You set the default meshing options for new studies.

The mesh that the software generates depends on:
  • Active meshing options for the study (specified in the Mesh PropertyManager)
  • Mesh control specifications (specified in the Mesh Control PropertyManager)
  • Interactions and connectors defined in the Connections folder

Mesh quality

Draft Assigns four corner nodes to each solid element. Assigns three corner nodes to each shell element.

Use draft quality meshing for a quick evaluation.
High Assigns 10 nodes to each solid element: four corner nodes and one node at the middle of each edge (a total of six midside nodes). Assigns six nodes to each shell element: three corner nodes and three midside nodes.
Use the High quality option for final results and for models with curved geometry.
Jacobian points Available for High quality mesh only. Sets the number of integration points to be used in checking the distortion level of tetrahedral elements. The recommended value is 16 Gaussian points. See Simulation Help: Mesh Quality Checks for more details.
The software performs the Jacobian check by default for High quality mesh. It is recommended to use the At Nodes option when using the p-method to solve static problems.

Mesh type

Mesh all solid bodies with solid mesh Meshes all solid, sheet metal, and weldment bodies with a solid mesh. This makes preparing the model for meshing quicker, but might increase the overall solution time.
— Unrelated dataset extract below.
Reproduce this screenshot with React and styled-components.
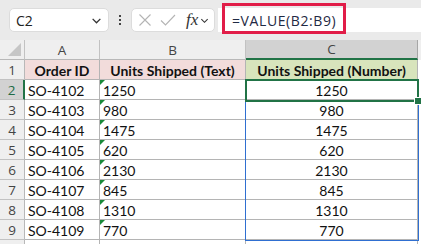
import { createGlobalStyle, styled } from "styled-components"

const GlobalStyle = createGlobalStyle`
    html, body {
        margin: 0;
        padding: 0;
        background: #ffffff;
    }
    body {
        font-family: Lato, "Liberation Sans", sans-serif;
        overflow: hidden;
    }
`

const rows = [
    { id: "SO-4102", text: "1250" },
    { id: "SO-4103", text: "980" },
    { id: "SO-4104", text: "1475" },
    { id: "SO-4105", text: "620" },
    { id: "SO-4106", text: "2130" },
    { id: "SO-4107", text: "845" },
    { id: "SO-4108", text: "1310" },
    { id: "SO-4109", text: "770" },
]

const Chevron = ({ size = 10 }) => (
    <svg width={size} height={size} viewBox="0 0 10 10">
        <path d="M1.5 3.5 L5 7 L8.5 3.5" fill="none" stroke="#333" strokeWidth="1.2" />
    </svg>
)

export default function App() {
    return (
        <>
            <GlobalStyle />
            <Window>
                <FormulaBar>
                    <NameBox>
                        <span>C2</span>
                        <Chevron size={11} />
                    </NameBox>
                    <Dots>
                        <i /><i /><i />
                    </Dots>
                    <FxBox>
                        <svg width="14" height="14" viewBox="0 0 14 14">
                            <path d="M1.5 1.5 L12.5 12.5 M12.5 1.5 L1.5 12.5" stroke="#b4b4b4" strokeWidth="1.1" />
                        </svg>
                        <svg width="16" height="14" viewBox="0 0 16 14">
                            <path d="M1 7.5 L5.5 12 L15 2" fill="none" stroke="#b4b4b4" strokeWidth="1.1" />
                        </svg>
                        <FxLabel>fx</FxLabel>
                        <Chevron size={9} />
                    </FxBox>
                    <FormulaInput>
                        <FormulaText>=VALUE(B2:B9)</FormulaText>
                        <Highlight />
                    </FormulaInput>
                </FormulaBar>

                <Sheet>
                    <Corner />
                    <ColHeader>A</ColHeader>
                    <ColHeader>B</ColHeader>
                    <ColHeader $active>C</ColHeader>
                    <Gutter $head />

                    <RowHeader>1</RowHeader>
                    <Cell $fill="#f2dcdb" $bold $center>Order ID</Cell>
                    <Cell $fill="#f2dcdb" $bold $center>Units Shipped (Text)</Cell>
                    <Cell $fill="#d8e4bc" $bold $center>Units Shipped (Number)</Cell>
                    <Gutter />

                    {rows.map((r, i) => (
                        <Row key={r.id}>
                            <RowHeader $active={i === 0}>{i + 2}</RowHeader>
                            <Cell>{r.id}</Cell>
                            <Cell $flag>{r.text}</Cell>
                            <Cell $center>{r.text}</Cell>
                            <Gutter />
                        </Row>
                    ))}

                    <RowHeader />
                    <Cell />
                    <Cell />
                    <Cell />
                    <Gutter />

                    <RangeBox />
                    <ActiveCell>
                        <FillHandle />
                    </ActiveCell>
                </Sheet>
            </Window>
        </>
    )
}

const Row = ({ children }) => <>{children}</>

const Window = styled.div`
    width: 421px;
    height: 244px;
    overflow: hidden;
    background: #ffffff;
`

const FormulaBar = styled.div`
    height: 40px;
    background: #eaeaea;
    display: flex;
    align-items: center;
    padding-left: 9px;
    box-sizing: border-box;
`

const NameBox = styled.div`
    width: 100px;
    height: 24px;
    box-sizing: border-box;
    background: #ffffff;
    border: 1px solid #dcdcdc;
    border-radius: 5px;
    display: flex;
    align-items: center;
    justify-content: space-between;
    padding: 0 6px 0 6px;
    font-family: "Open Sans", "Liberation Sans", sans-serif;
    font-size: 14px;
    color: #222;
`

const Dots = styled.div`
    width: 22px;
    display: flex;
    flex-direction: column;
    align-items: center;
    gap: 2px;

    i {
        width: 2px;
        height: 2px;
        background: #444;
    }
`

const FxBox = styled.div`
    width: 84px;
    height: 24px;
    box-sizing: border-box;
    background: #ffffff;
    border: 1px solid #dcdcdc;
    border-radius: 5px;
    display: flex;
    align-items: center;
    gap: 8px;
    padding-left: 6px;
`

const FxLabel = styled.span`
    font-family: "Liberation Serif", "DejaVu Serif", serif;
    font-style: italic;
    font-size: 17px;
    color: #333;
    margin-left: 2px;
    margin-right: -6px;
`

const FormulaInput = styled.div`
    position: relative;
    flex: 1;
    height: 24px;
    margin-left: 3px;
    background: #ffffff;
    display: flex;
    align-items: center;
    padding-left: 14px;
`

const FormulaText = styled.span`
    font-family: "Open Sans", "Liberation Sans", sans-serif;
    font-size: 14px;
    letter-spacing: 0.6px;
    color: #1f2a44;
`

const Highlight = styled.div`
    position: absolute;
    left: 4px;
    top: -5px;
    width: 124px;
    height: 31px;
    box-sizing: border-box;
    border: 3px solid #e11d48;
`

const Sheet = styled.div`
    position: relative;
    display: grid;
    grid-template-columns: 25px 75px 146px 172px 3px;
    grid-template-rows: 20px repeat(9, 20px) 20px;
    font-size: 14px;
    color: #111;
`

const Corner = styled.div`
    position: relative;
    background: #efefef;
    border-right: 1px solid #c2c2c2;
    border-bottom: 1px solid #b8b8b8;
    &::after {
        content: "";
        position: absolute;
        right: 3px;
        bottom: 3px;
        border-left: 13px solid transparent;
        border-bottom: 13px solid #c6c6c6;
    }
`

const ColHeader = styled.div`
    background: ${(p) => (p.$active ? "#d2d2d2" : "#efefef")};
    border-right: 1px solid ${(p) => (p.$active ? "#a6a6a6" : "#c2c2c2")};
    border-bottom: ${(p) => (p.$active ? "2px solid #217346" : "1px solid #b8b8b8")};
    display: flex;
    align-items: center;
    justify-content: center;
    font-family: "Open Sans", "Liberation Sans", sans-serif;
    font-size: 13.5px;
    color: #444;
    box-sizing: border-box;
`

const RowHeader = styled.div`
    background: ${(p) => (p.$active ? "#d2d2d2" : "#efefef")};
    border-right: ${(p) => (p.$active ? "2px solid #217346" : "1px solid #b8b8b8")};
    border-bottom: 1px solid #c2c2c2;
    display: flex;
    align-items: center;
    justify-content: center;
    font-family: "Open Sans", "Liberation Sans", sans-serif;
    font-size: 13.5px;
    color: ${(p) => (p.$active ? "#1e6b45" : "#444")};
    box-sizing: border-box;
`

const Gutter = styled.div`
    background: ${(p) => (p.$head ? "#efefef" : "#ffffff")};
`

const Cell = styled.div`
    position: relative;
    background: ${(p) => p.$fill || "#ffffff"};
    border-right: 1px solid #b4b4b4;
    border-bottom: 1px solid #b4b4b4;
    display: flex;
    align-items: center;
    justify-content: ${(p) => (p.$center ? "center" : "flex-start")};
    padding: 1px 3px 0;
    font-weight: ${(p) => (p.$bold ? 700 : 400)};
    white-space: nowrap;
    overflow: hidden;
    box-sizing: border-box;

    ${(p) =>
        p.$flag &&
        `&::before {
            content: "";
            position: absolute;
            left: 0;
            top: 0;
            border-top: 5px solid #1a8a3a;
            border-right: 5px solid transparent;
        }`}
`

const RangeBox = styled.div`
    position: absolute;
    left: 245px;
    top: 40px;
    width: 174px;
    height: 161px;
    box-sizing: border-box;
    border: 1px solid #2f6fd1;
    pointer-events: none;
`

const ActiveCell = styled.div`
    position: absolute;
    left: 245px;
    top: 39px;
    width: 174px;
    height: 23px;
    box-sizing: border-box;
    border: 2px solid #217346;
    pointer-events: none;
`

const FillHandle = styled.div`
    position: absolute;
    right: -5px;
    bottom: -5px;
    width: 6px;
    height: 6px;
    background: #217346;
    border: 1px solid #ffffff;
`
At a study level, you can override the mesh assignments that this option specifies. In a simulation study tree, right-click the top Parts folder, and select Treat all sheet metals as shells or Treat all weldments as beams.

Mesh Parameters

Standard Activates the Voronoi-Delaunay meshing scheme for subsequent meshing operations.
Curvature-based Activates the curvature-based meshing scheme for subsequent meshing operations. The mesher creates more elements in higher-curvature areas automatically (without the need for mesh control).
The Curvature-based mesher can check for interference between bodies before meshing. If interferences are detected, meshing stops and you can access the Interference Detection PropertyManager to view the interfering parts or components. Make sure to resolve all interferences before you mesh again. Interference detection is available only when you define bonded interaction with common nodes at touching boundaries.
The Curvature-based mesher supports the creation of common nodes between touching solid faces, and touching edges of sheet metal bodies and surface bodies.
Blended curvature-based Select to mesh models that have failed to mesh with the Standard or the Curvature-based mesher. When you use identical mesh settings, the Blended curvature-based mesher typically generates higher-quality elements with smaller Jacobian and aspect ratios than the Curvature-based mesher. It also often uses fewer elements.
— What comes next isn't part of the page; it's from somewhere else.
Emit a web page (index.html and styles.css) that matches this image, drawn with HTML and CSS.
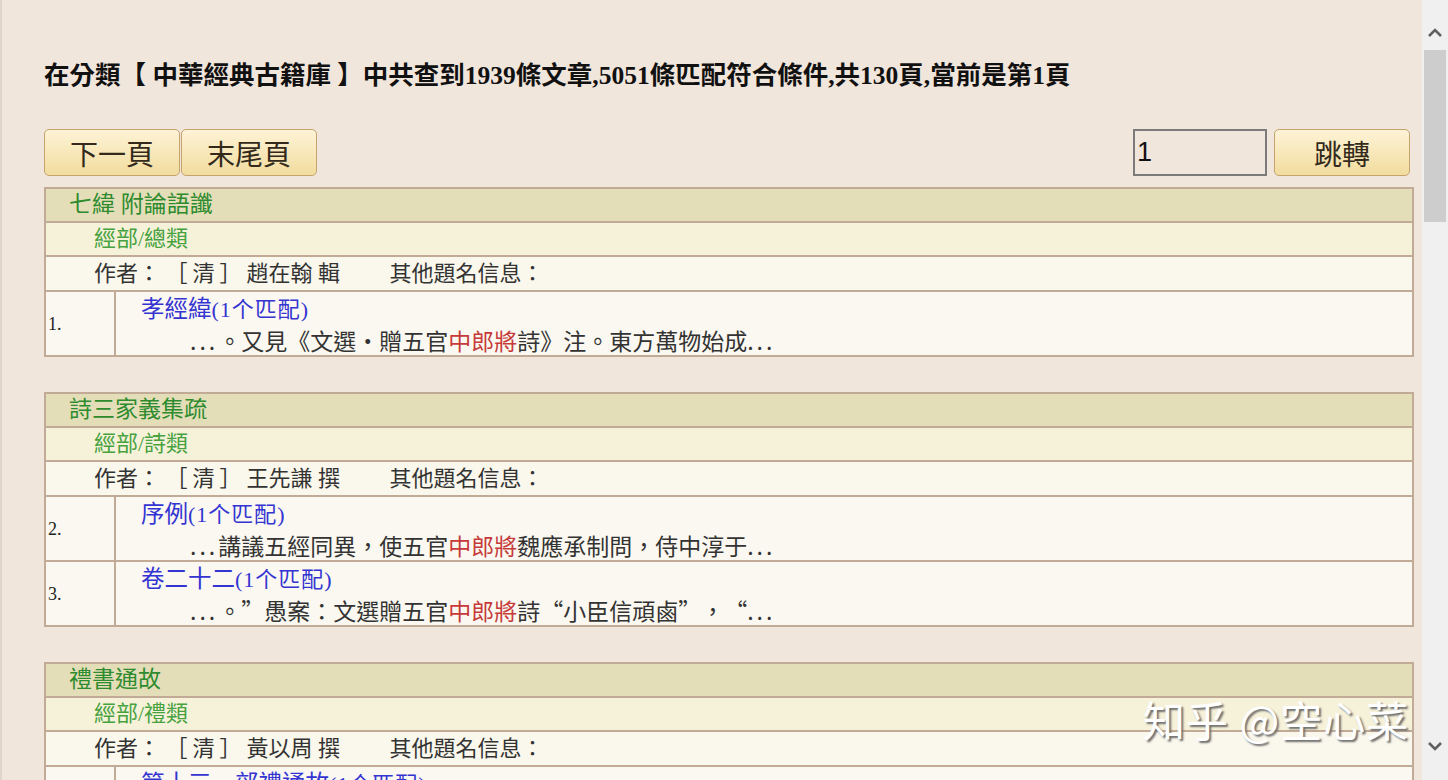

The Blended curvature-based mesher does not support the option to enforce common mesh nodes between touching boundaries. All bodies are meshed independently.
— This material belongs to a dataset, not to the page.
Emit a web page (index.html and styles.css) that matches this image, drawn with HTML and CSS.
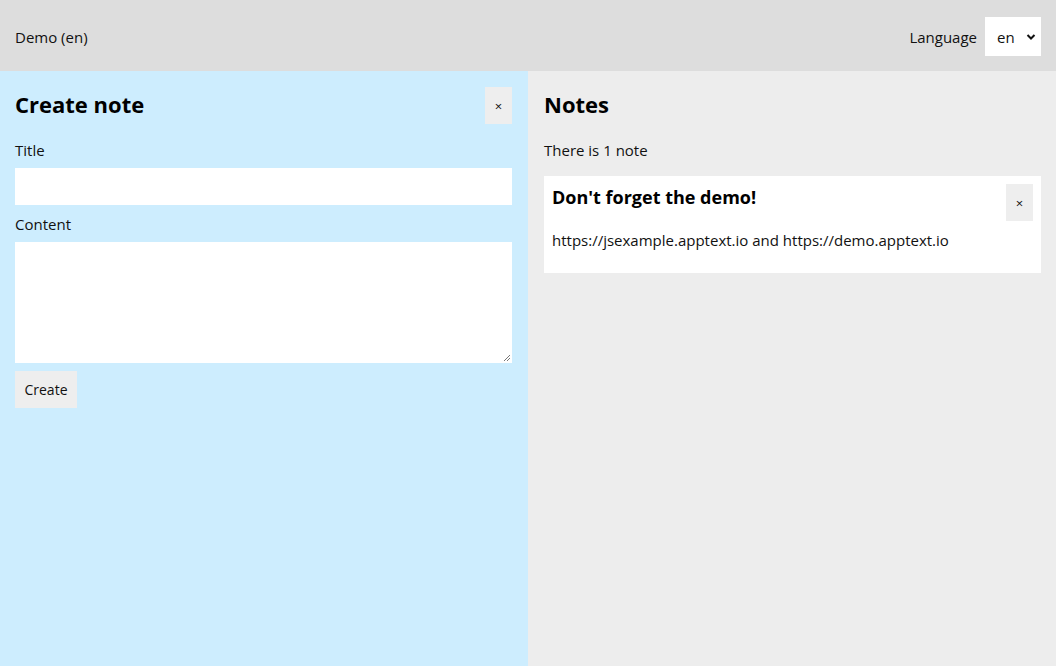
FILE: index.html
```html
<!DOCTYPE html>
<html lang="en">
<head>
<meta charset="utf-8">
<title>Demo</title>
<link rel="stylesheet" href="styles.css">
</head>
<body>
<header class="topbar">
  <div class="brand">Demo (en)</div>
  <div class="lang">
    <label for="lang">Language</label>
    <div class="select-wrap">
      <span class="select-value">en</span>
      <svg class="chev" width="10" height="8" viewBox="0 0 10 8"><path d="M1.5 2 L5 5.5 L8.5 2" fill="none" stroke="#111" stroke-width="2"/></svg>
    </div>
  </div>
</header>
<main class="panels">
  <section class="panel create">
    <div class="panel-head">
      <h2>Create note</h2>
      <button class="close">×</button>
    </div>
    <label class="field-label">Title</label>
    <div class="input"></div>
    <label class="field-label">Content</label>
    <div class="textarea">
      <svg class="grip" width="10" height="10" viewBox="0 0 10 10"><path d="M9 3 L3 9 M9 6 L6 9" stroke="#777" stroke-width="1"/></svg>
    </div>
    <button class="btn">Create</button>
  </section>
  <section class="panel notes">
    <div class="panel-head">
      <h2>Notes</h2>
    </div>
    <p class="count">There is 1 note</p>
    <article class="card">
      <div class="card-head">
        <h3>Don't forget the demo!</h3>
        <button class="close">×</button>
      </div>
      <p class="card-body">https://jsexample.apptext.io and https://demo.apptext.io</p>
    </article>
  </section>
</main>
</body>
</html>
```
FILE: styles.css
```css
* { box-sizing: border-box; }
html, body { margin: 0; padding: 0; }
body {
  font-family: "Open Sans", "Noto Sans", sans-serif;
  font-size: 15px;
  color: #111;
  width: 1056px;
  height: 666px;
  overflow: hidden;
}
.topbar {
  height: 71px;
  background: #dddddd;
  display: flex;
  align-items: center;
  justify-content: space-between;
  padding: 2px 15px 0;
}
.lang { display: flex; align-items: center; gap: 8px; }
.select-wrap {
  width: 56px;
  height: 39px;
  background: #fff;
  display: flex;
  align-items: center;
  justify-content: space-between;
  padding: 0 5px 0 12px;
}
.chev { margin-top: 1px; }
.panels {
  display: grid;
  grid-template-columns: 528px 528px;
  height: 595px;
}
.panel { padding: 16px 16px 16px 15px; }
.create { background: #cdedfe; }
.notes { background: #ededed; padding-left: 16px; padding-right: 15px; }
.panel-head {
  display: flex;
  justify-content: space-between;
  align-items: flex-start;
  height: 53px;
}
h2 {
  margin: 3px 0 0;
  font-size: 22px;
  font-weight: 700;
  line-height: 1.3;
  color: #000;
}
.close {
  border: none;
  background: #eeeeee;
  width: 27px;
  height: 37px;
  font-family: inherit;
  font-size: 13px;
  color: #111;
  padding: 0;
}
.field-label { display: block; height: 28px; }
.field-label + .input { margin-top: 0; }
.input { height: 37px; background: #fff; margin-bottom: 9px; }
.textarea { height: 121px; background: #fff; margin-bottom: 8px; position: relative; }
.grip { position: absolute; right: 1px; bottom: 1px; }
.btn {
  border: none;
  background: #eeeeee;
  width: 62px;
  height: 37px;
  font-family: inherit;
  font-size: 14px;
  color: #111;
  padding: 0;
}
.count { margin: 0; height: 36px; }
.card {
  background: #fff;
  padding: 8px;
  height: 97px;
}
.card-head { display: flex; justify-content: space-between; align-items: flex-start; height: 46px; }
h3 { margin: 1px 0 0; font-size: 18px; font-weight: 700; color: #000; }
.card-body { margin: 0; }
```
In SOLIDWORKS Simulation Professional and SOLIDWORKS Simulation Premium, the Blended curvature-based mesh supports multithreading and parallel multicore processing.
Automatic transition Automatically applies mesh controls to small features, holes, fillets, and other fine details of the model.

Clear Automatic transition before meshing large models with many small features and details to avoid generating unnecessarily large numbers of elements.

Automatic transition OFF Automatic transition ON
Default number of elements on a circle Sets the minimum number of elements the mesher creates at curvatures. See How Element Size Is Determined.

Advanced Settings

Remesh failed parts independently

Regenerates independent meshes for parts that share common mesh nodes but failed to bond. Constraint equations enforce a bonding condition between parts that mesh independently.

Use this option for solid mesh only.
Reuse mesh for identical parts in an assembly (Blended curvature-based mesher only)

When you select this option, an improved mesh algorithm based on the Blended curvature-based mesher identifies identical parts that are repeated in an assembly. The algorithm saves time by reusing the same mesh for the identical parts instead of meshing each of them independently.

You cannot reuse a mesh for these cases:
  • Parts that have split or imprinted surfaces (for example head and nut imprints for bolt connectors), or parts with beam joints bonded to surfaces.
  • Repeated identical bodies within a part. Bodies within a part, including repeated bodies, are meshed independently.
  • Parts with beam meshes. Only solid and shell meshes can be reused.

If a study contains a part that does not support this option, the algorithm ignores the part. In this case, the part is meshed independently.

The Reuse mesh for identical parts in an assembly option is available with the SOLIDWORKS Simulation Premium and SOLIDWORKS Simulation Professional licenses.
Automatic trials for solids Automatically retries to mesh the model using a different global element size. You control the maximum number of trials allowed and the factors by which the global element and tolerance are scaled for each trial.
Number of trials Sets the maximum number of mesh trials.
Factor for element size for each trial Sets the multiplying factor to calculate the new global element size.
Factor for tolerance for each trial Sets the multiplying factor to calculate the new tolerance.
If the distance between two nodes is smaller than this value, the nodes are merged unless otherwise specified by contact conditions. The tolerance cannot exceed 30% of the element size.
Render beam profile and shell thicknesses (slower) Displays the cross sections of the structural members and the shell thicknesses in mesh plots.

When cleared, beam elements are displayed as hollow cylinders regardless of their cross section shape. You can override this option in the Mesh Quality PropertyManager.
Run contact solver after meshing for contact visualization plot After the mesh formulation, the solver detects the elements that participate in contact formulation. You can view these solver-based contact pairs in the Contact Visualization plot.